# Going from bleached blonde to dark blonde



## monkeehugz (Jan 17, 2007)

*I've been having my hair heavily highlighted for several years, and it's very damaged at this point due to that and blowdrying &amp; straightening. I'm wanting to go back to my natural haircolor, which is dark blonde.*

*I've read that haircolor sold in Wal-Mart, etc. is harsher than professional formulas sold in stores such as Sally's Beauty Supply. Is this true? *

*And if so, any recommendations as to what pro. brands, colors I should buy? *

*I called Clairol's number and they told me I need 2 bottles of Nice N Easy 108 (I have long hair) and 1 bottle of 106A. *

*I'm anxious to go buy something and get this done, but I don't want to make any mistakes. *

*Any suggestions appreciated!*


----------



## Guenevere (Jan 17, 2007)

Go to a pro!!! And this is coming from someone who does her own hair!!! If you don't want to end up with green tinted hair you should go to a pro. It's is really difficult (if not impossible) to go darker from an extremely processed blond without it looking bad!


----------



## monkeehugz (Jan 17, 2007)

The problem is, I have gone to a pro before for this very thing. It was the girl that does my highlights. She does a good job with that, so I figured she'd do a good job with getting me somewhat close to my natural hair color. I wasn't expecting perfection, by any means. It turned out horribly.. had this nasty orangy tint. I told her about it and she tried to fix it. Didn't really do any good..

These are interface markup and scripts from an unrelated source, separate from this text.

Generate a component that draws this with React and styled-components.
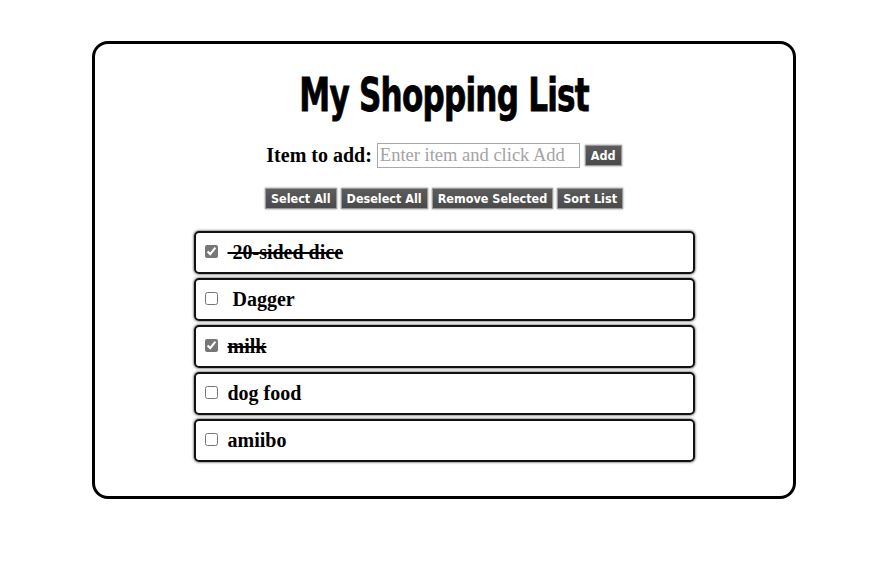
import React from "react";
import styled, { createGlobalStyle } from "styled-components";

const GlobalStyle = createGlobalStyle`
  body {
    margin: 0;
    background: #fff;
    font-family: "Liberation Serif", serif;
  }
`;

const Page = styled.div`
  padding: 41px 0 0 92px;
`;

const Card = styled.div`
  width: 698px;
  height: 452px;
  border: 3px solid #000;
  border-radius: 16px;
  display: flex;
  flex-direction: column;
  align-items: center;
`;

const Title = styled.h1`
  margin: 24px 0 0;
  font-family: Impact, "DejaVu Sans", sans-serif;
  font-stretch: condensed;
  font-weight: bold;
  font-size: 46px;
  line-height: 54px;
  letter-spacing: -1px;
  color: #000;
  -webkit-text-stroke: 0.8px #000;
  transform: scaleX(0.75);
`;

const AddRow = styled.div`
  display: flex;
  align-items: center;
  margin-top: 20px;
  height: 26px;
`;

const Label = styled.label`
  font-family: "Liberation Serif", serif;
  font-weight: bold;
  font-size: 20px;
  margin-right: 5px;
`;

const Input = styled.input`
  width: 203px;
  height: 25px;
  box-sizing: border-box;
  border: 1px solid #a9a9a9;
  font-family: "Liberation Serif", serif;
  font-size: 18.5px;
  padding: 0 2px;
  &::placeholder {
    color: #a3a3a3;
  }
`;

const Button = styled.button`
  background: linear-gradient(#5c5c5c, #4a4a4a);
  color: #fff;
  border: 1px solid #9a9a9a;
  box-shadow: 0 0 2px #888;
  font-family: "DejaVu Sans Condensed", "DejaVu Sans", sans-serif;
  font-weight: bold;
  font-size: 12.5px;
  height: 21px;
  padding: 0 5px;
  margin-left: ${(p) => p.$gap || 0}px;
  cursor: pointer;
`;

const ButtonRow = styled.div`
  display: flex;
  margin-top: 20px;
  gap: 4px;
`;

const List = styled.ul`
  list-style: none;
  margin: 22px 0 0;
  padding: 0;
  display: flex;
  flex-direction: column;
  gap: 4px;
`;

const Item = styled.li`
  width: 501px;
  height: 43px;
  box-sizing: border-box;
  border: 2px solid #111;
  border-radius: 5px;
  box-shadow: 0 0 2px 1px #999;
  display: flex;
  align-items: center;
  padding-left: 9px;
`;

const Check = styled.input`
  width: 13px;
  height: 13px;
  margin: 0 10px 2px 0;
  accent-color: #777;
`;

const ItemText = styled.span`
  font-family: "Liberation Serif", serif;
  font-weight: bold;
  font-size: 20px;
  white-space: pre;
  text-decoration: ${(p) => (p.$done ? "line-through" : "none")};
`;

const items = [
  { text: " 20-sided dice", done: true },
  { text: " Dagger", done: false },
  { text: "milk", done: true },
  { text: "dog food", done: false },
  { text: "amiibo", done: false },
];

export default function App() {
  return (
    <>
      <GlobalStyle />
      <Page>
        <Card>
          <Title>My Shopping List</Title>
          <AddRow>
            <Label>Item to add:</Label>
            <Input placeholder="Enter item and click Add" />
            <Button $gap={5}>Add</Button>
          </AddRow>
          <ButtonRow>
            <Button>Select All</Button>
            <Button>Deselect All</Button>
            <Button>Remove Selected</Button>
            <Button>Sort List</Button>
          </ButtonRow>
          <List>
            {items.map((item) => (
              <Item key={item.text}>
                <Check type="checkbox" defaultChecked={item.done} />
                <ItemText $done={item.done}>{item.text}</ItemText>
              </Item>
            ))}
          </List>
        </Card>
      </Page>
    </>
  );
}
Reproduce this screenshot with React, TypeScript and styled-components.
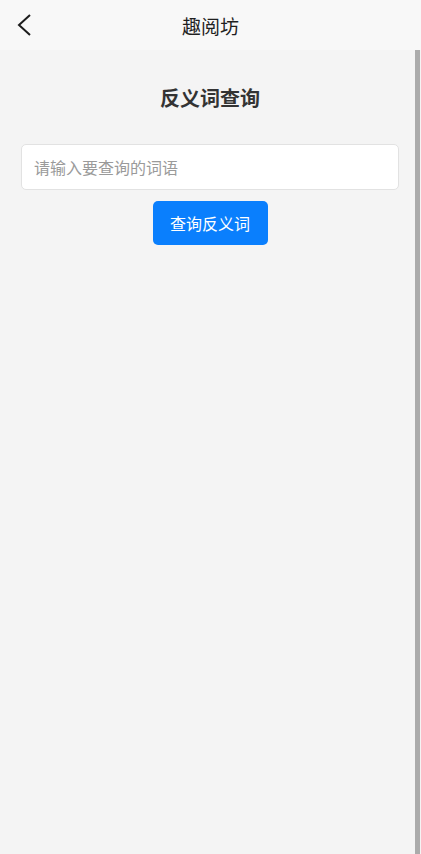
import React, { useState } from 'react'
import styled, { createGlobalStyle } from 'styled-components'

const GlobalStyle = createGlobalStyle`
    html, body {
        margin: 0;
        padding: 0;
        background: #f4f4f4;
    }
    body {
        font-family: "Noto Sans CJK SC", "Noto Sans", "Liberation Sans", sans-serif;
    }
    * {
        box-sizing: border-box;
    }
`

const Page = styled.div`
    position: relative;
    width: 421px;
    height: 854px;
    display: flex;
    flex-direction: column;
    background: #f4f4f4;
    overflow: hidden;
`

const NavBar = styled.header`
    height: 50px;
    flex-shrink: 0;
    display: grid;
    grid-template-columns: 60px 1fr 60px;
    align-items: center;
    background: #f8f8f8;
`

const BackButton = styled.button`
    border: none;
    background: transparent;
    padding: 0 0 0 17px;
    height: 50px;
    display: flex;
    align-items: center;
    cursor: pointer;
`

const NavTitle = styled.h1`
    margin: 0;
    text-align: center;
    font-size: 19px;
    font-weight: 400;
    color: #1f1f1f;
`

const Content = styled.main`
    flex: 1;
    padding: 0 22px 0 21px;
    display: flex;
    flex-direction: column;
    align-items: center;
`

const PageTitle = styled.h2`
    margin: 34px 0 0;
    font-size: 20px;
    font-weight: 700;
    color: #333;
    line-height: 28px;
`

const SearchInput = styled.input`
    margin-top: 32px;
    width: 100%;
    height: 46px;
    padding: 0 12px;
    border: 1px solid #e2e2e2;
    border-radius: 5px;
    background: #fff;
    font-family: inherit;
    font-size: 16px;
    color: #333;
    outline: none;

    &::placeholder {
        color: #9a9a9a;
    }
`

const SearchButton = styled.button`
    margin-top: 11px;
    width: 115px;
    height: 44px;
    border: none;
    border-radius: 5px;
    background: #0a7ffd;
    color: #fff;
    font-family: inherit;
    font-size: 16px;
    cursor: pointer;
`

const ScrollThumb = styled.div`
    position: absolute;
    top: 50px;
    right: 1px;
    bottom: 0;
    width: 5px;
    background: #ababab;
`

export default function App() {
    const [word, setWord] = useState('')

    return (
        <Page>
            <GlobalStyle />
            <NavBar>
                <BackButton aria-label="返回">
                    <svg width="16" height="22" viewBox="0 0 16 22" fill="none">
                        <path d="M13 1 L2 11 L13 21" stroke="#1c1c1c" strokeWidth="2" />
                    </svg>
                </BackButton>
                <NavTitle>趣阅坊</NavTitle>
                <span />
            </NavBar>
            <Content>
                <PageTitle>反义词查询</PageTitle>
                <SearchInput
                    value={word}
                    onChange={e => setWord(e.target.value)}
                    placeholder="请输入要查询的词语"
                />
                <SearchButton>查询反义词</SearchButton>
            </Content>
            <ScrollThumb />
        </Page>
    )
}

Was all a huge waste of money.

So at this point, I trust myself with it more. lol


----------



## Guenevere (Jan 17, 2007)

Eeeech! Is it orange tinted still? You can try it yourself but it's going to be iffy. Just make sure you use colors with warm undertones, not cool and maybe even the color for grey coverage. It's really hard to say without seeing your hair and knowing what's been used on it already. Maybe someone else will have some ideas. Good luck!


----------



## monkeehugz (Jan 17, 2007)

haha No, thank god my stylist finally fixed it. That's been a while... but the memories are still fresh. lol It was traumatizing.

All that's been used on my hair for the past year or so is bleach, for the highlights.

I've been reading up on this topic in another hair forum, and there are women there that have used Clairol's advice and their hair turned out fine.

Still, there's that fear of getting funky-colored hair. It's blonde and 'normal' looking right now.

Thanks for replying. =)


----------



## StereoXGirl (Jan 17, 2007)

I love your avatar, monkeehugz! So cute! lol.

Generally going darker is easier on your hair than going lighter, but Guenevere has a good point about getting the right color. I hope it works out for you!


----------



## KatJ (Jan 17, 2007)

Formulas that you get at Sally's are a lot less harsh than the kits you will find at walmart. I would def. go with the advice that the color experts give you, believe me, they know what they are talking about. And if for some reason you don't like the result, just by a color remover, we have one called colorzap and we also have a salon care color corrector.


----------



## Lyndebe (Jan 17, 2007)

Maybe you should start out with low lights, then if you don't like it, it's not your whole head. if you do like it, gradually increase the amount of low lights. just a thought...........


----------



## laurenbusta (Jan 17, 2007)

lyndebe makes a good suggestion... but yes products from stores like sallys are better for ur hair... a lot of employees there also have experience with cosmetology and explain to them what your trying to do and they should be able to help you... or u can always go to a professional who might be able to give u your desired look.. but either why use professional products.. good luck


----------



## Bea (Jan 17, 2007)

I just went from light blond to my more natural dark blonde a little over a month ago. I would not recommend doing it at home. Go to a salon so you don't end up with a funny uneven colour. And doing this will make your hair look a lot healthier and shinier. Good luck


----------



## Guenevere (Jan 17, 2007)

You can still have the same problem adding lowlights but it would be such a small amount at a time it would be easier to correct. This might be a good idea. Could you do your own at home, I know that's one of the reasons you posted the thread.


----------



## Aquilah (Jan 18, 2007)

Great advice ladies! Something else I should mention, is the areas which have been highlighted are going to be lighter to begin with. I definitely recommend going to a professional, even if it's not your normal one.


----------